2. Dit qu’il y a eu violation de l’article 8 de la Convention ;

3. Dit,

a) que l’État défendeur doit verser au requérant, dans un délai de trois mois les sommes suivantes,à convertir dans la monnaie de l’État défendeur au taux applicable à la date du règlement :

i. 300 EUR (trois cents euros), plus tout montant pouvant être dû sur cette somme à titre d’impôt, pour dommage moral ;

ii. 200 EUR (deux cents euros), plus tout montant pouvant être dû sur cette somme par le requérant à titre d’impôt, pour frais et dépens ;

b) qu’à compter de l’expiration dudit délai et jusqu’au versement, ces montants seront à majorer d’un intérêt simple à un taux égal à celui de la facilité de prêt marginal de la Banque centrale européenne applicable pendant cette période, augmenté de trois points de pourcentage ;

4. Rejette le surplus de la demande de satisfaction équitable.
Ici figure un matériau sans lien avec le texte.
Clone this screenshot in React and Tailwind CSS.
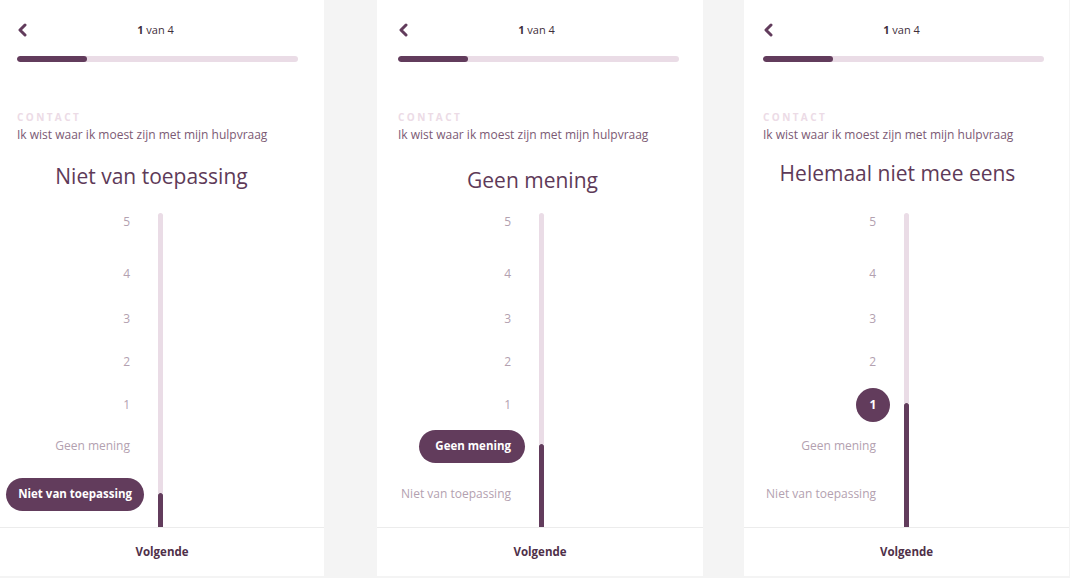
import React from "react";

const ITEMS = ["5", "4", "3", "2", "1", "Geen mening", "Niet van toepassing"];
const ROW_MT = ["mt-0", "mt-[18px]", "mt-[11px]", "mt-[9px]", "mt-[9px]", "mt-[7px]", "mt-[14px]"];

function Chevron() {
  return (
    <svg width="11" height="14" viewBox="0 0 11 14" fill="none">
      <polyline points="8,2 3,7 8,12" stroke="#623c5c" strokeWidth="3" strokeLinecap="round" strokeLinejoin="round" />
    </svg>
  );
}

function Label({ text, selected }) {
  if (!selected) {
    return <span className="whitespace-nowrap text-[12px] leading-none text-[#b3a1b0]">{text}</span>;
  }
  if (text.length === 1) {
    return (
      <span className="flex h-[34px] w-[34px] -mr-[14px] items-center justify-center rounded-full bg-[#623c5c] text-[12px] font-bold text-white">
        {text}
      </span>
    );
  }
  const pad = text === "Geen mening" ? "pl-[16px] pr-[14px]" : "px-[12px]";
  return (
    <span className={`flex h-[33px] -mr-[14px] items-center whitespace-nowrap rounded-full bg-[#623c5c] ${pad} text-[11.5px] font-bold text-white`}>
      {text}
    </span>
  );
}

function Panel({ widthCls, plCls, heading, headingPt, selected, fillH }) {
  return (
    <div className={`${widthCls} flex h-[576px] shrink-0 flex-col bg-white`}>
      <div className={`${plCls} flex flex-col`}>
        <div className="w-[281px]">
          <div className="mt-[22px] flex h-[16px] items-center">
            <div className="w-[20px]">
              <Chevron />
            </div>
            <div className="flex-1 pr-[24px] text-center text-[11px] text-[#3f2f3b]">
              <span className="font-bold">1</span> van 4
            </div>
          </div>
          <div className="mt-[18px] flex h-[6px] w-full overflow-hidden rounded-full bg-[#eadce6]">
            <div className="h-full w-[70px] rounded-full bg-[#623c5c]" />
          </div>
          <div className="mt-[49px] text-[10px] font-bold leading-[12px] tracking-[2.4px] text-[#ecdbe6]">CONTACT</div>
          <div className="mt-[4px] whitespace-nowrap text-[12px] leading-[16px] text-[#7b5a74]">
            Ik wist waar ik moest zijn met mijn hulpvraag
          </div>
          <div className={`h-[62px] ${headingPt}`}>
            <div className="whitespace-nowrap pr-[12px] text-center text-[21px] font-medium leading-[28px] text-[#5e3a58]">{heading}</div>
          </div>
        </div>
      </div>
      <div className={`${plCls} flex min-h-0 flex-1`}>
        <div className="flex w-[113px] flex-col items-end">
          {ITEMS.map((t, i) => (
            <div key={t} className={`${ROW_MT[i]} flex h-[34px] items-center justify-end`}>
              <Label text={t} selected={i === selected} />
            </div>
          ))}
        </div>
        <div className="ml-[28px] mt-[8px] flex w-[5px] flex-col">
          <div className="flex-1 rounded-t-full bg-[#eadce6]" />
          <div className="rounded-t-full bg-[#623c5c]" style={{ height: fillH }} />
        </div>
      </div>
      <div className="flex h-[49px] items-center justify-center border-t border-[#ececec] text-[11.5px] font-bold text-[#4f3049]">
        Volgende
      </div>
    </div>
  );
}

export default function App() {
  return (
    <div className="flex h-[578px] w-[1070px] items-start bg-[#f4f4f4] [font-family:'Open_Sans',sans-serif]">
      <Panel widthCls="w-[324px]" plCls="pl-[17px]" heading="Niet van toepassing" headingPt="pt-[19px]" selected={6} fillH={34} />
      <div className="w-[53px] shrink-0" />
      <Panel widthCls="w-[326px]" plCls="pl-[21px]" heading="Geen mening" headingPt="pt-[23px]" selected={5} fillH={83} />
      <div className="w-[41px] shrink-0" />
      <Panel widthCls="w-[325px]" plCls="pl-[19px]" heading="Helemaal niet mee eens" headingPt="pt-[16px]" selected={4} fillH={124} />
    </div>
  );
}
Fait en français, puis communiqué par écrit le 6 avril 2021, en application de l’article 77 §§ 2 et 3 du règlement.

Hasan Bakırcı                                        Aleš Pejchal
Greffier adjoint                                         Président

__________

[1] Environ 200 euros à la date d’établissement de la facture.